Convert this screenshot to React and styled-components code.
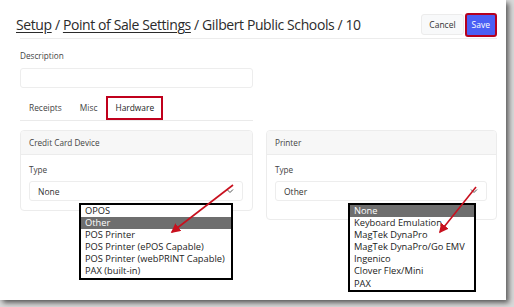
import styled, { createGlobalStyle } from "styled-components";

const Global = createGlobalStyle`
  html, body { margin: 0; padding: 0; background: #d9d9d9; }
  body { font-family: "Open Sans", "Noto Sans", sans-serif; }
`;

const Page = styled.div`
  width: 514px;
  height: 307px;
  overflow: hidden;
`;

const Frame = styled.div`
  position: relative;
  width: 506px;
  height: 300px;
  background: #fff;
  box-shadow: 3px 3px 5px rgba(0, 0, 0, 0.55), -2px 0 4px rgba(0, 0, 0, 0.12);
  box-sizing: border-box;
`;

const Header = styled.div`
  display: flex;
  align-items: center;
  justify-content: space-between;
  padding: 11px 9px 0 16px;
  height: 27px;
  box-sizing: content-box;
`;

const Title = styled.h1`
  margin: 0;
  font-family: "Open Sans", sans-serif;
  font-size: 14px;
  letter-spacing: -0.4px;
  font-weight: 400;
  color: #2b2b2b;
  white-space: nowrap;
  a { color: inherit; text-decoration: underline; text-underline-offset: 2px; }
`;

const Actions = styled.div`
  display: flex;
  align-items: center;
  gap: 1px;
`;

const Button = styled.button`
  font-family: inherit;
  font-size: 8.5px;
  height: ${(p) => (p.$primary ? "24px" : "21px")};
  padding: 0 ${(p) => (p.$primary ? "5px" : "7px")};
  border-radius: 3px;
  border: ${(p) => (p.$primary ? "2px solid #b5001f" : "1px solid #ececec")};
  background: ${(p) => (p.$primary ? "#4b5ff5" : "#f8f9fa")};
  color: ${(p) => (p.$primary ? "#fff" : "#333")};
`;

const Body = styled.div`
  margin: 0 9px 0 20px;
  border-top: 1px solid #ececec;
  padding-top: 11px;
`;

const Label = styled.div`
  font-size: 8.2px;
  color: #444;
  line-height: 12px;
  margin-bottom: ${(p) => p.$gap || 6}px;
`;

const Input = styled.div`
  width: 233px;
  height: 20px;
  border: 1px solid #ededed;
  border-radius: 3px;
  box-sizing: border-box;
`;

const Tabs = styled.div`
  display: flex;
  width: 233px;
  margin-top: 7px;
  border-bottom: 1px solid #eaeaea;
  height: 25px;
  align-items: center;
`;

const Tab = styled.div`
  font-size: 8.4px;
  color: ${(p) => (p.$active ? "#222" : "#444")};
  padding: 0 7px;
  height: 24px;
  display: flex;
  align-items: center;
  box-sizing: border-box;
  border: 2px solid ${(p) => (p.$active ? "#c0001c" : "transparent")};
`;

const Cards = styled.div`
  display: grid;
  grid-template-columns: 233px 231px;
  gap: 13px;
  margin-top: 9px;
  align-items: start;
`;

const Card = styled.div`
  border: 1px solid #ececec;
  border-radius: 4px;
  box-sizing: border-box;
`;

const CardHead = styled.div`
  height: 23px;
  background: #f7f7f7;
  border-bottom: 1px solid #ececec;
  display: flex;
  align-items: center;
  padding: 0 8px;
  font-size: 8.2px;
  color: #444;
  border-radius: 4px 4px 0 0;
`;

const CardBody = styled.div`
  padding: 9px 9px ${(p) => p.$bottom}px 8px;
`;

const SelectWrap = styled.div`
  position: relative;
`;

const Select = styled.div`
  height: 20px;
  border: 1px solid #ededed;
  border-radius: 3px;
  box-sizing: border-box;
  display: flex;
  align-items: center;
  justify-content: space-between;
  padding: 0 8px 0 8px;
  font-size: 8.5px;
  color: #333;
`;

const Options = styled.div`
  position: absolute;
  top: 22px;
  left: ${(p) => p.$left}px;
  width: ${(p) => p.$width}px;
  border: 2px solid #000;
  background: #fff;
  box-sizing: border-box;
  z-index: 2;
`;

const Option = styled.div`
  height: 12.1px;
  line-height: 12.1px;
  font-size: 9.3px;
  padding-left: 4px;
  color: ${(p) => (p.$selected ? "#fff" : "#222")};
  background: ${(p) => (p.$selected ? "#6e6e6e" : "transparent")};
  white-space: nowrap;
  overflow: hidden;
`;

const Arrows = styled.svg`
  position: absolute;
  left: 0;
  top: 0;
  z-index: 5;
  pointer-events: none;
`;

const Chevron = () => (
  <svg width="8" height="6" viewBox="0 0 8 6">
    <path d="M1 1.5 L4 4.5 L7 1.5" fill="none" stroke="#555" strokeWidth="1" />
  </svg>
);

function Dropdown({ value, options, selected, left, width }) {
  return (
    <SelectWrap>
      <Select>
        <span>{value}</span>
        <Chevron />
      </Select>
      <Options $left={left} $width={width}>
        {options.map((o) => (
          <Option key={o} $selected={o === selected}>{o}</Option>
        ))}
      </Options>
    </SelectWrap>
  );
}

export default function App() {
  return (
    <Page>
      <Global />
      <Frame>
        <Header>
          <Title>
            <a>Setup</a> / <a>Point of Sale Settings</a> / Gilbert Public Schools / 10
          </Title>
          <Actions>
            <Button>Cancel</Button>
            <Button $primary>Save</Button>
          </Actions>
        </Header>
        <Body>
          <Label>Description</Label>
          <Input />
          <Tabs>
            <Tab>Receipts</Tab>
            <Tab>Misc</Tab>
            <Tab $active>Hardware</Tab>
          </Tabs>
          <Cards>
            <Card>
              <CardHead>Credit Card Device</CardHead>
              <CardBody $bottom={9}>
                <Label $gap={5}>Type</Label>
                <Dropdown
                  value="None"
                  left={50}
                  width={154}
                  selected="Other"
                  options={[
                    "OPOS",
                    "Other",
                    "POS Printer",
                    "POS Printer (ePOS Capable)",
                    "POS Printer (webPRINT Capable)",
                    "PAX (built-in)",
                  ]}
                />
              </CardBody>
            </Card>
            <Card>
              <CardHead>Printer</CardHead>
              <CardBody $bottom={18}>
                <Label $gap={5}>Type</Label>
                <Dropdown
                  value="Other"
                  left={73}
                  width={128}
                  selected="None"
                  options={[
                    "None",
                    "Keyboard Emulation",
                    "MagTek DynaPro",
                    "MagTek DynaPro/Go EMV",
                    "Ingenico",
                    "Clover Flex/Mini",
                    "PAX",
                  ]}
                />
              </CardBody>
            </Card>
          </Cards>
        </Body>
        <Arrows width="506" height="300" viewBox="0 0 506 300">
          <defs>
            <marker id="head" markerWidth="6" markerHeight="6" refX="5" refY="3" orient="auto">
              <path d="M0 0 L6 3 L0 6 Z" fill="#c8101e" />
            </marker>
          </defs>
          <line x1="233" y1="185" x2="172" y2="232" stroke="#c8101e" strokeWidth="1.6" markerEnd="url(#head)" />
          <line x1="476" y1="187" x2="440" y2="232" stroke="#c8101e" strokeWidth="1.6" markerEnd="url(#head)" />
        </Arrows>
      </Frame>
    </Page>
  );
}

TASK PROMPT: Reproduce the material in full, word for word, and omit the pictures.

ANSWER:
Convert this screenshot to React and styled-components code.
import styled, { createGlobalStyle } from "styled-components";

const Global = createGlobalStyle`
  html, body { margin: 0; padding: 0; background: #d9d9d9; }
  body { font-family: "Open Sans", "Noto Sans", sans-serif; }
`;

const Page = styled.div`
  width: 514px;
  height: 307px;
  overflow: hidden;
`;

const Frame = styled.div`
  position: relative;
  width: 506px;
  height: 300px;
  background: #fff;
  box-shadow: 3px 3px 5px rgba(0, 0, 0, 0.55), -2px 0 4px rgba(0, 0, 0, 0.12);
  box-sizing: border-box;
`;

const Header = styled.div`
  display: flex;
  align-items: center;
  justify-content: space-between;
  padding: 11px 9px 0 16px;
  height: 27px;
  box-sizing: content-box;
`;

const Title = styled.h1`
  margin: 0;
  font-family: "Open Sans", sans-serif;
  font-size: 14px;
  letter-spacing: -0.4px;
  font-weight: 400;
  color: #2b2b2b;
  white-space: nowrap;
  a { color: inherit; text-decoration: underline; text-underline-offset: 2px; }
`;

const Actions = styled.div`
  display: flex;
  align-items: center;
  gap: 1px;
`;

const Button = styled.button`
  font-family: inherit;
  font-size: 8.5px;
  height: ${(p) => (p.$primary ? "24px" : "21px")};
  padding: 0 ${(p) => (p.$primary ? "5px" : "7px")};
  border-radius: 3px;
  border: ${(p) => (p.$primary ? "2px solid #b5001f" : "1px solid #ececec")};
  background: ${(p) => (p.$primary ? "#4b5ff5" : "#f8f9fa")};
  color: ${(p) => (p.$primary ? "#fff" : "#333")};
`;

const Body = styled.div`
  margin: 0 9px 0 20px;
  border-top: 1px solid #ececec;
  padding-top: 11px;
`;

const Label = styled.div`
  font-size: 8.2px;
  color: #444;
  line-height: 12px;
  margin-bottom: ${(p) => p.$gap || 6}px;
`;

const Input = styled.div`
  width: 233px;
  height: 20px;
  border: 1px solid #ededed;
  border-radius: 3px;
  box-sizing: border-box;
`;

const Tabs = styled.div`
  display: flex;
  width: 233px;
  margin-top: 7px;
  border-bottom: 1px solid #eaeaea;
  height: 25px;
  align-items: center;
`;

const Tab = styled.div`
  font-size: 8.4px;
  color: ${(p) => (p.$active ? "#222" : "#444")};
  padding: 0 7px;
  height: 24px;
  display: flex;
  align-items: center;
  box-sizing: border-box;
  border: 2px solid ${(p) => (p.$active ? "#c0001c" : "transparent")};
`;

const Cards = styled.div`
  display: grid;
  grid-template-columns: 233px 231px;
  gap: 13px;
  margin-top: 9px;
  align-items: start;
`;

const Card = styled.div`
  border: 1px solid #ececec;
  border-radius: 4px;
  box-sizing: border-box;
`;

const CardHead = styled.div`
  height: 23px;
  background: #f7f7f7;
  border-bottom: 1px solid #ececec;
  display: flex;
  align-items: center;
  padding: 0 8px;
  font-size: 8.2px;
  color: #444;
  border-radius: 4px 4px 0 0;
`;

const CardBody = styled.div`
  padding: 9px 9px ${(p) => p.$bottom}px 8px;
`;

const SelectWrap = styled.div`
  position: relative;
`;

const Select = styled.div`
  height: 20px;
  border: 1px solid #ededed;
  border-radius: 3px;
  box-sizing: border-box;
  display: flex;
  align-items: center;
  justify-content: space-between;
  padding: 0 8px 0 8px;
  font-size: 8.5px;
  color: #333;
`;

const Options = styled.div`
  position: absolute;
  top: 22px;
  left: ${(p) => p.$left}px;
  width: ${(p) => p.$width}px;
  border: 2px solid #000;
  background: #fff;
  box-sizing: border-box;
  z-index: 2;
`;

const Option = styled.div`
  height: 12.1px;
  line-height: 12.1px;
  font-size: 9.3px;
  padding-left: 4px;
  color: ${(p) => (p.$selected ? "#fff" : "#222")};
  background: ${(p) => (p.$selected ? "#6e6e6e" : "transparent")};
  white-space: nowrap;
  overflow: hidden;
`;

const Arrows = styled.svg`
  position: absolute;
  left: 0;
  top: 0;
  z-index: 5;
  pointer-events: none;
`;

const Chevron = () => (
  <svg width="8" height="6" viewBox="0 0 8 6">
    <path d="M1 1.5 L4 4.5 L7 1.5" fill="none" stroke="#555" strokeWidth="1" />
  </svg>
);

function Dropdown({ value, options, selected, left, width }) {
  return (
    <SelectWrap>
      <Select>
        <span>{value}</span>
        <Chevron />
      </Select>
      <Options $left={left} $width={width}>
        {options.map((o) => (
          <Option key={o} $selected={o === selected}>{o}</Option>
        ))}
      </Options>
    </SelectWrap>
  );
}

export default function App() {
  return (
    <Page>
      <Global />
      <Frame>
        <Header>
          <Title>
            <a>Setup</a> / <a>Point of Sale Settings</a> / Gilbert Public Schools / 10
          </Title>
          <Actions>
            <Button>Cancel</Button>
            <Button $primary>Save</Button>
          </Actions>
        </Header>
        <Body>
          <Label>Description</Label>
          <Input />
          <Tabs>
            <Tab>Receipts</Tab>
            <Tab>Misc</Tab>
            <Tab $active>Hardware</Tab>
          </Tabs>
          <Cards>
            <Card>
              <CardHead>Credit Card Device</CardHead>
              <CardBody $bottom={9}>
                <Label $gap={5}>Type</Label>
                <Dropdown
                  value="None"
                  left={50}
                  width={154}
                  selected="Other"
                  options={[
                    "OPOS",
                    "Other",
                    "POS Printer",
                    "POS Printer (ePOS Capable)",
                    "POS Printer (webPRINT Capable)",
                    "PAX (built-in)",
                  ]}
                />
              </CardBody>
            </Card>
            <Card>
              <CardHead>Printer</CardHead>
              <CardBody $bottom={18}>
                <Label $gap={5}>Type</Label>
                <Dropdown
                  value="Other"
                  left={73}
                  width={128}
                  selected="None"
                  options={[
                    "None",
                    "Keyboard Emulation",
                    "MagTek DynaPro",
                    "MagTek DynaPro/Go EMV",
                    "Ingenico",
                    "Clover Flex/Mini",
                    "PAX",
                  ]}
                />
              </CardBody>
            </Card>
          </Cards>
        </Body>
        <Arrows width="506" height="300" viewBox="0 0 506 300">
          <defs>
            <marker id="head" markerWidth="6" markerHeight="6" refX="5" refY="3" orient="auto">
              <path d="M0 0 L6 3 L0 6 Z" fill="#c8101e" />
            </marker>
          </defs>
          <line x1="233" y1="185" x2="172" y2="232" stroke="#c8101e" strokeWidth="1.6" markerEnd="url(#head)" />
          <line x1="476" y1="187" x2="440" y2="232" stroke="#c8101e" strokeWidth="1.6" markerEnd="url(#head)" />
        </Arrows>
      </Frame>
    </Page>
  );
}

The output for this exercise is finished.